--- START OF RAW DATA ---
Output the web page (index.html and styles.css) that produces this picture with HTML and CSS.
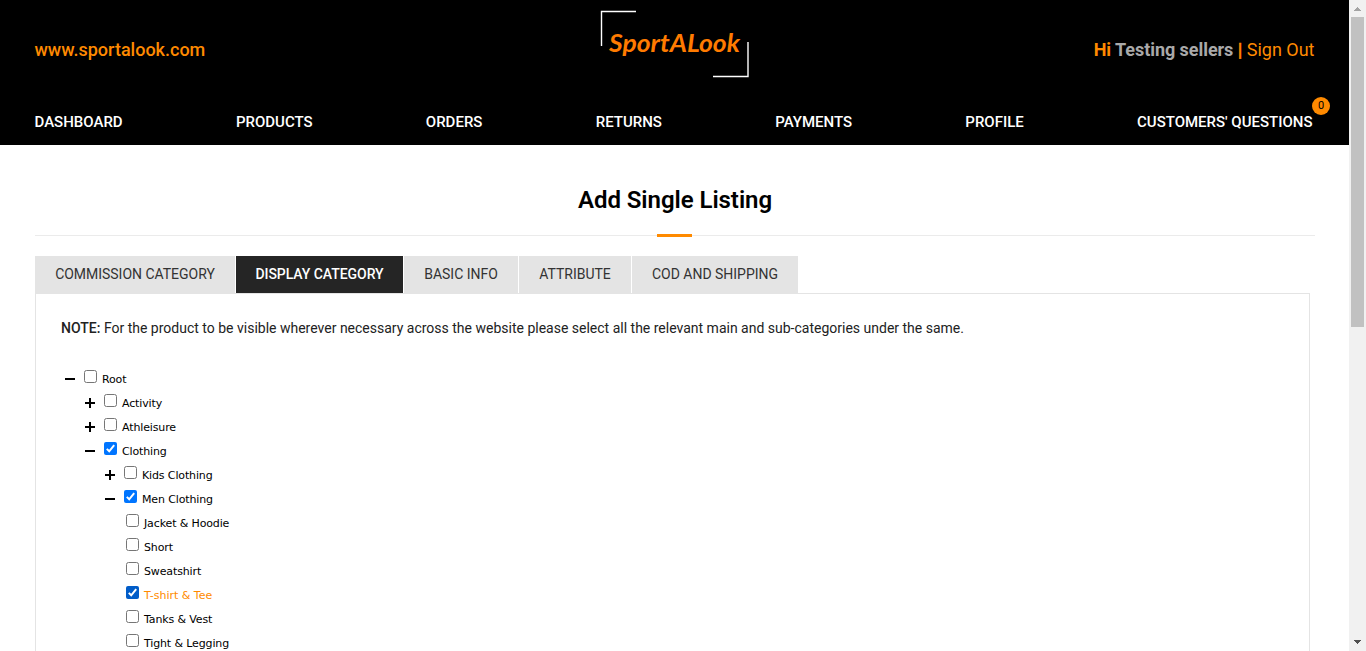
--- END OF RAW DATA ---
--- START OF RAW DATA ---
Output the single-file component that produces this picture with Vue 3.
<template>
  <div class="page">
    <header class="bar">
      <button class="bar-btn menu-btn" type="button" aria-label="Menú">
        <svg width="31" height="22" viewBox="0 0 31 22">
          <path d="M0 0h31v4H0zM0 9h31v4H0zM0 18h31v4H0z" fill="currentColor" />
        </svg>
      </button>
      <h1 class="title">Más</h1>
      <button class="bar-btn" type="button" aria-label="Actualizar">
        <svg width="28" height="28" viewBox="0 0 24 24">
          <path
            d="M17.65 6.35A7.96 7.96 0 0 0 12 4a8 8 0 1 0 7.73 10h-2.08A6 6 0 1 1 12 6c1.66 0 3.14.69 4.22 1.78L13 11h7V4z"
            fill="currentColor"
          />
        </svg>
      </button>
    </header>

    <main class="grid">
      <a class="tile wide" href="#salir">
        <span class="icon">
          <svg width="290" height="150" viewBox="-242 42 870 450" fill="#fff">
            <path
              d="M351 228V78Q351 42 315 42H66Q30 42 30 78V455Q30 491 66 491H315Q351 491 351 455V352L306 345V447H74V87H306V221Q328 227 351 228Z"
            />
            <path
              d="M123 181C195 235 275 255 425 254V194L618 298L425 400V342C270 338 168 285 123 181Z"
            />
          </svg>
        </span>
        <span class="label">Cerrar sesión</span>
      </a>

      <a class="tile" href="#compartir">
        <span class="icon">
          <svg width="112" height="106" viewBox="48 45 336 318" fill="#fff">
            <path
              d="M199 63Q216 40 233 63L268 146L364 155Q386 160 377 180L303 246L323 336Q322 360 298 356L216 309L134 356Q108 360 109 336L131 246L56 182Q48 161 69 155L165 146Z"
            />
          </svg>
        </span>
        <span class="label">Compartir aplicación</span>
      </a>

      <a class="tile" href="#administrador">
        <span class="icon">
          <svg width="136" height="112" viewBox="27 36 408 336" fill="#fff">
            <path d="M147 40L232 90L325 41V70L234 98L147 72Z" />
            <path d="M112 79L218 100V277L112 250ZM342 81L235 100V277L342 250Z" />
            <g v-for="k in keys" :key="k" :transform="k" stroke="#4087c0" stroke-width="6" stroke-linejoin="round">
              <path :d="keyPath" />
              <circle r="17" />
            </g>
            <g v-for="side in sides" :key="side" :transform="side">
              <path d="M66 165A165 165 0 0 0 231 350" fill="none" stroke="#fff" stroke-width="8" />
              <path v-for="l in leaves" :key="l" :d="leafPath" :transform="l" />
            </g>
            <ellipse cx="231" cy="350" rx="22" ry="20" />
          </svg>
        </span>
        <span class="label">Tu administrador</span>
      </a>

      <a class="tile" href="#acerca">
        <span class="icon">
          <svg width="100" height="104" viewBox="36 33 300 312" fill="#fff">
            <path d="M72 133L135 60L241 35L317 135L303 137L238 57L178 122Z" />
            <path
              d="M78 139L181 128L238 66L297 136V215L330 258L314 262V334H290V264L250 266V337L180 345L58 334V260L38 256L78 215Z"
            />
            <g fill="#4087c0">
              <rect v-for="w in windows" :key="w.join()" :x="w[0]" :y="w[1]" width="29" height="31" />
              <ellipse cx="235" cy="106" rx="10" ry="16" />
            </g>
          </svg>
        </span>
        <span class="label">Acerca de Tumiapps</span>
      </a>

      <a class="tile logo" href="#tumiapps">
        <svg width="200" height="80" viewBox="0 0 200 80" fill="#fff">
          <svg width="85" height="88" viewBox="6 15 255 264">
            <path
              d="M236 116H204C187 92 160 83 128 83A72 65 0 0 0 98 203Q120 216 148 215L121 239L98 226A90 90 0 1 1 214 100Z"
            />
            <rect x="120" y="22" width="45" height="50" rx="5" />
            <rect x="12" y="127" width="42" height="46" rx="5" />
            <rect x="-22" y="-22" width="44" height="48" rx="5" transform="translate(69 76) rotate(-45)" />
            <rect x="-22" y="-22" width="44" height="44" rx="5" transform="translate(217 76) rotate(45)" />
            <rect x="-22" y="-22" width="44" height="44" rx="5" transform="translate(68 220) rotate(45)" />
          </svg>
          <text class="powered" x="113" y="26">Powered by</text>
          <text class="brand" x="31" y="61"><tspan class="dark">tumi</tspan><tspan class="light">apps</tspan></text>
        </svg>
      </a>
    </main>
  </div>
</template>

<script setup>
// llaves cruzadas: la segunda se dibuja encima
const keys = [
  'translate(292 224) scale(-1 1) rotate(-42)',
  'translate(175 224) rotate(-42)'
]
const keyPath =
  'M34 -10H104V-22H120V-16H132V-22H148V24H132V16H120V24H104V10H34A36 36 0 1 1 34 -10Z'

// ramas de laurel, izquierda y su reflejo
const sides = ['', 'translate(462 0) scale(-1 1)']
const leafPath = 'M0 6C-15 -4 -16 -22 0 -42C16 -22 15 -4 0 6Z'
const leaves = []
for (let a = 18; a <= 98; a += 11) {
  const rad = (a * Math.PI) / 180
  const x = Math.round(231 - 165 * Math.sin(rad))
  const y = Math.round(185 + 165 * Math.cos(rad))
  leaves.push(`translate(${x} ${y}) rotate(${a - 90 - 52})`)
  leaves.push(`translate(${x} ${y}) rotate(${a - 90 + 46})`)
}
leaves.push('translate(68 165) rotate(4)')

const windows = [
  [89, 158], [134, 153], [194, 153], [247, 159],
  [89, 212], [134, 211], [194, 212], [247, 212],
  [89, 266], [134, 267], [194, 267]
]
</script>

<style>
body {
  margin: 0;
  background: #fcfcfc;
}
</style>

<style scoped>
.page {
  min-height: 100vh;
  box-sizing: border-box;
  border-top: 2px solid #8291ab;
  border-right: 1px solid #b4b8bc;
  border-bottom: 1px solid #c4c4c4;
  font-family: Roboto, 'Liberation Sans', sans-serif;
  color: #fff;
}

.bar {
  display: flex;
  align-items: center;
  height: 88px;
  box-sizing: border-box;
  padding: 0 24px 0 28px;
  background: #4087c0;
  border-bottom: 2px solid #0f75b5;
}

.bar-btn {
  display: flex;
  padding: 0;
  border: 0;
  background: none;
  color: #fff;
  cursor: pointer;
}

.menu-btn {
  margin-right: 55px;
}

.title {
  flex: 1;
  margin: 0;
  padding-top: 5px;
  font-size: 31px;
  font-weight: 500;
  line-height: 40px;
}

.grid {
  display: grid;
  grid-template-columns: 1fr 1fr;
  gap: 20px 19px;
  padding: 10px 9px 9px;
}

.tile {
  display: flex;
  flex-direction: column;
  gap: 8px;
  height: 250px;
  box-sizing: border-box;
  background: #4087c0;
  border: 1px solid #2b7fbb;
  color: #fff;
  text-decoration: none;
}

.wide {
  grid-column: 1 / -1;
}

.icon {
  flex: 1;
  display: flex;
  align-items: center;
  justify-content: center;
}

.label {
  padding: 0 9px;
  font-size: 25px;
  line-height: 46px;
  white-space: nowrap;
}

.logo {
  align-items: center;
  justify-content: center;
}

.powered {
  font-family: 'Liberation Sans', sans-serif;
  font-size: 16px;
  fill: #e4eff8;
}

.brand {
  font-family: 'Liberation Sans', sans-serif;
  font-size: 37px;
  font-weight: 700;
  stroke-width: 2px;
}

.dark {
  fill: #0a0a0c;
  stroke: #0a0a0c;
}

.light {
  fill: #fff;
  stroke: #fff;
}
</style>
--- END OF RAW DATA ---
Copy out all lines above that include the string "picture".

Output the web page (index.html and styles.css) that produces this picture with HTML and CSS.
Output the single-file component that produces this picture with Vue 3.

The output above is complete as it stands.